- WHAT YOU HAVE TO DO: Repeat the lines below exactly as they appear, but leave out the images.

- GIVEN INFORMATION:
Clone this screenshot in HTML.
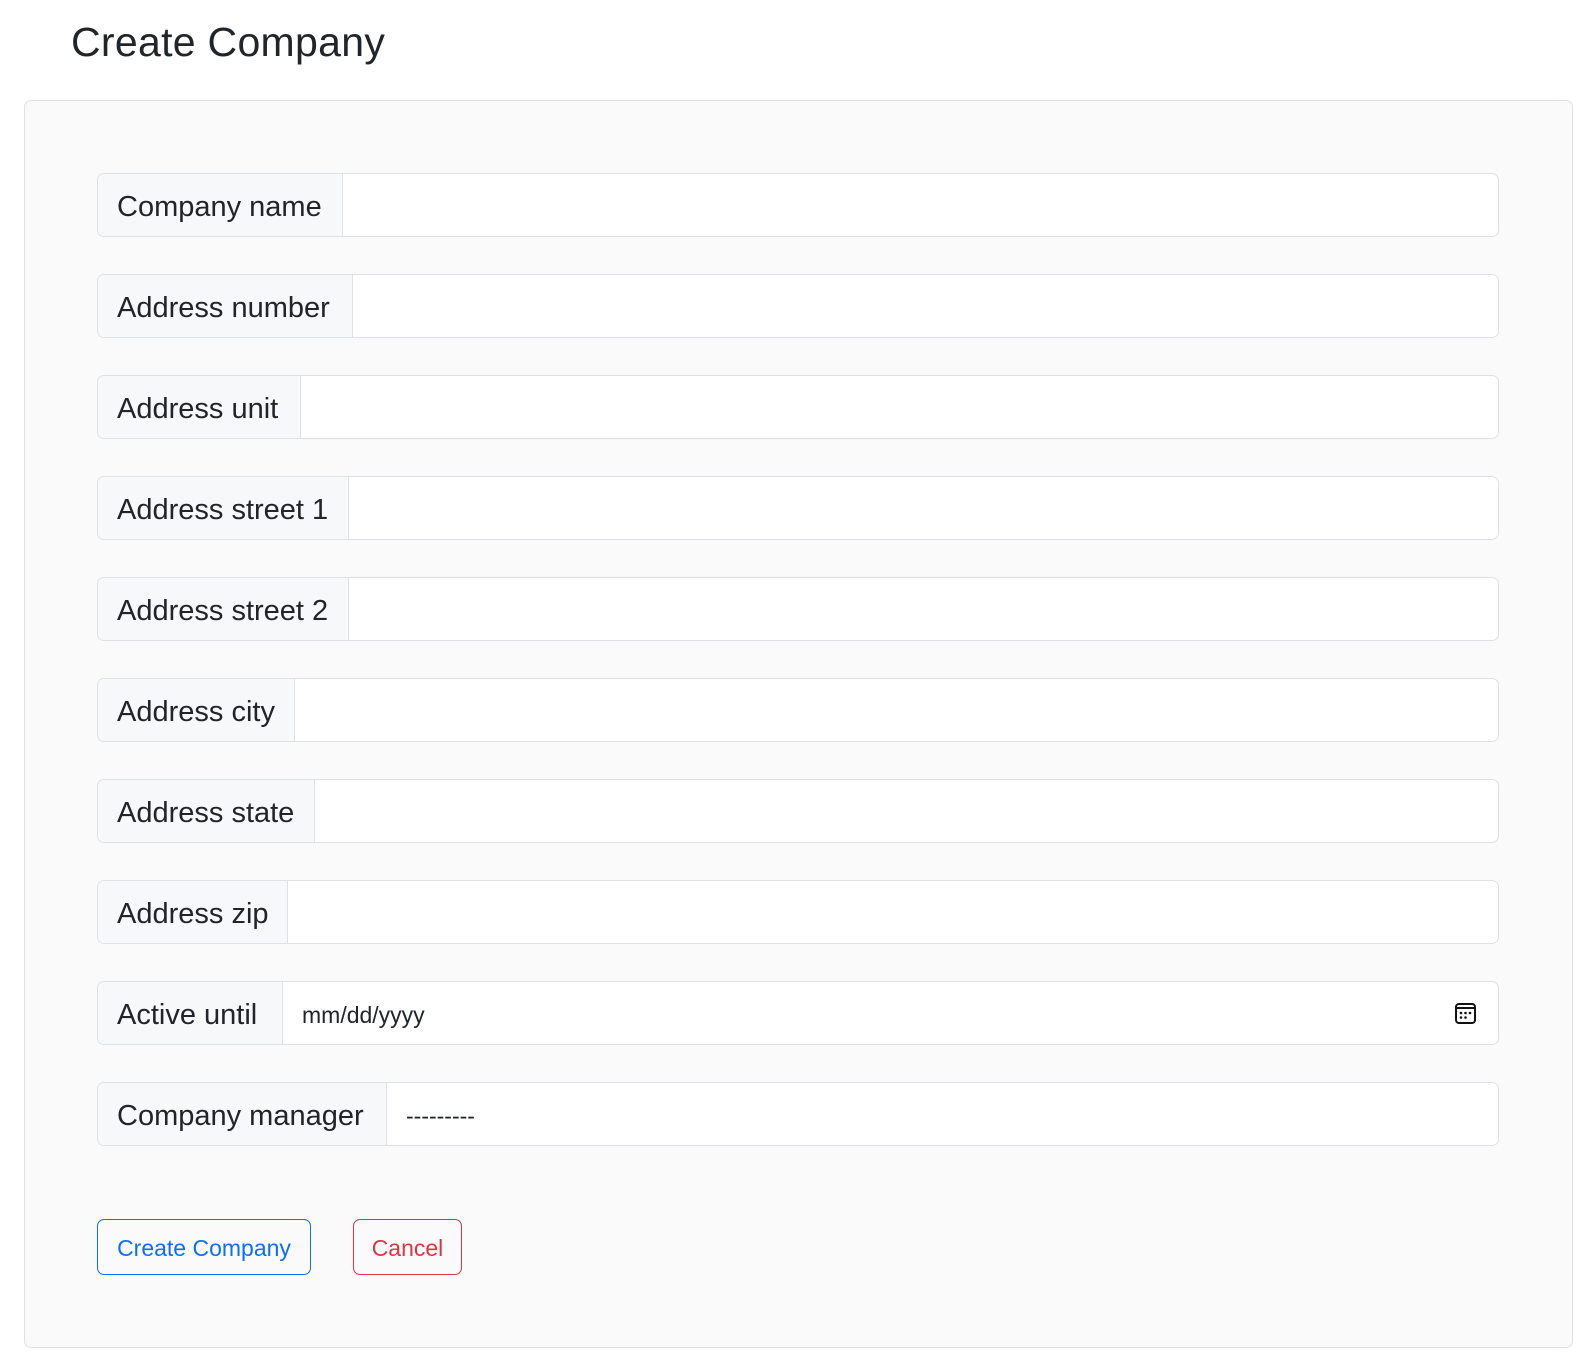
<!DOCTYPE html>
<html><head><style>
body{margin:0;background:#fff;font-family:"Liberation Sans",sans-serif;color:#212529;width:1591px;height:1366px;position:relative;overflow:hidden}
h1{position:absolute;left:71px;top:19px;margin:0;font-size:41px;font-weight:normal;letter-spacing:0.3px}
.card{position:absolute;left:24px;top:100px;width:1549px;height:1248px;background:#fafafa;border:1px solid #dee2e6;border-radius:7px;box-sizing:border-box}
.row{position:absolute;left:97px;width:1402px;height:64px;border:1px solid #dee2e6;border-radius:7px;background:#fff;box-sizing:border-box;display:flex;overflow:hidden}
.lab{background:#f7f8f9;border-right:1px solid #dee2e6;font-size:29px;line-height:67px;height:62px;padding-left:19px;box-sizing:border-box;white-space:nowrap}
.val{font-size:23px;line-height:67px;padding-left:19px}
.btn{position:absolute;top:1219px;height:56px;border:1.5px solid;border-radius:7px;box-sizing:border-box;font-size:23px;line-height:57px;text-align:center}
</style></head><body>
<h1>Create Company</h1>
<div class="card"></div>
<div class="row" style="top:173px"><div class="lab" style="width:245px">Company name</div></div>
<div class="row" style="top:274px"><div class="lab" style="width:255px">Address number</div></div>
<div class="row" style="top:375px"><div class="lab" style="width:203px">Address unit</div></div>
<div class="row" style="top:476px"><div class="lab" style="width:251px">Address street 1</div></div>
<div class="row" style="top:577px"><div class="lab" style="width:251px">Address street 2</div></div>
<div class="row" style="top:678px"><div class="lab" style="width:197px">Address city</div></div>
<div class="row" style="top:779px"><div class="lab" style="width:217px">Address state</div></div>
<div class="row" style="top:880px"><div class="lab" style="width:190px">Address zip</div></div>
<div class="row" style="top:981px"><div class="lab" style="width:185px">Active until</div><div class="val">mm/dd/yyyy</div>
<svg style="position:absolute;right:22px;top:21px" width="21" height="21" viewBox="0 0 21 21"><rect x="1" y="1" width="19" height="19" rx="3" fill="none" stroke="#111" stroke-width="2"/><line x1="1" y1="5" x2="20" y2="5" stroke="#111" stroke-width="2"/><g fill="#111"><circle cx="6" cy="10" r="1.3"/><circle cx="10.5" cy="10" r="1.3"/><circle cx="15" cy="10" r="1.3"/><circle cx="6" cy="14.5" r="1.3"/><circle cx="10.5" cy="14.5" r="1.3"/></g></svg></div>
<div class="row" style="top:1082px"><div class="lab" style="width:289px">Company manager</div><div class="val">---------</div></div>
<div class="btn" style="left:97px;width:214px;color:#0d6efd;border-color:#0d6efd">Create Company</div>
<div class="btn" style="left:353px;width:109px;color:#dc3545;border-color:#dc3545">Cancel</div>
</body></html>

- ANSWER TO THIS TASK:
Clone this screenshot in HTML.
<!DOCTYPE html>
<html><head><style>
body{margin:0;background:#fff;font-family:"Liberation Sans",sans-serif;color:#212529;width:1591px;height:1366px;position:relative;overflow:hidden}
h1{position:absolute;left:71px;top:19px;margin:0;font-size:41px;font-weight:normal;letter-spacing:0.3px}
.card{position:absolute;left:24px;top:100px;width:1549px;height:1248px;background:#fafafa;border:1px solid #dee2e6;border-radius:7px;box-sizing:border-box}
.row{position:absolute;left:97px;width:1402px;height:64px;border:1px solid #dee2e6;border-radius:7px;background:#fff;box-sizing:border-box;display:flex;overflow:hidden}
.lab{background:#f7f8f9;border-right:1px solid #dee2e6;font-size:29px;line-height:67px;height:62px;padding-left:19px;box-sizing:border-box;white-space:nowrap}
.val{font-size:23px;line-height:67px;padding-left:19px}
.btn{position:absolute;top:1219px;height:56px;border:1.5px solid;border-radius:7px;box-sizing:border-box;font-size:23px;line-height:57px;text-align:center}
</style></head><body>
<h1>Create Company</h1>
<div class="card"></div>
<div class="row" style="top:173px"><div class="lab" style="width:245px">Company name</div></div>
<div class="row" style="top:274px"><div class="lab" style="width:255px">Address number</div></div>
<div class="row" style="top:375px"><div class="lab" style="width:203px">Address unit</div></div>
<div class="row" style="top:476px"><div class="lab" style="width:251px">Address street 1</div></div>
<div class="row" style="top:577px"><div class="lab" style="width:251px">Address street 2</div></div>
<div class="row" style="top:678px"><div class="lab" style="width:197px">Address city</div></div>
<div class="row" style="top:779px"><div class="lab" style="width:217px">Address state</div></div>
<div class="row" style="top:880px"><div class="lab" style="width:190px">Address zip</div></div>
<div class="row" style="top:981px"><div class="lab" style="width:185px">Active until</div><div class="val">mm/dd/yyyy</div>
<svg style="position:absolute;right:22px;top:21px" width="21" height="21" viewBox="0 0 21 21"><rect x="1" y="1" width="19" height="19" rx="3" fill="none" stroke="#111" stroke-width="2"/><line x1="1" y1="5" x2="20" y2="5" stroke="#111" stroke-width="2"/><g fill="#111"><circle cx="6" cy="10" r="1.3"/><circle cx="10.5" cy="10" r="1.3"/><circle cx="15" cy="10" r="1.3"/><circle cx="6" cy="14.5" r="1.3"/><circle cx="10.5" cy="14.5" r="1.3"/></g></svg></div>
<div class="row" style="top:1082px"><div class="lab" style="width:289px">Company manager</div><div class="val">---------</div></div>
<div class="btn" style="left:97px;width:214px;color:#0d6efd;border-color:#0d6efd">Create Company</div>
<div class="btn" style="left:353px;width:109px;color:#dc3545;border-color:#dc3545">Cancel</div>
</body></html>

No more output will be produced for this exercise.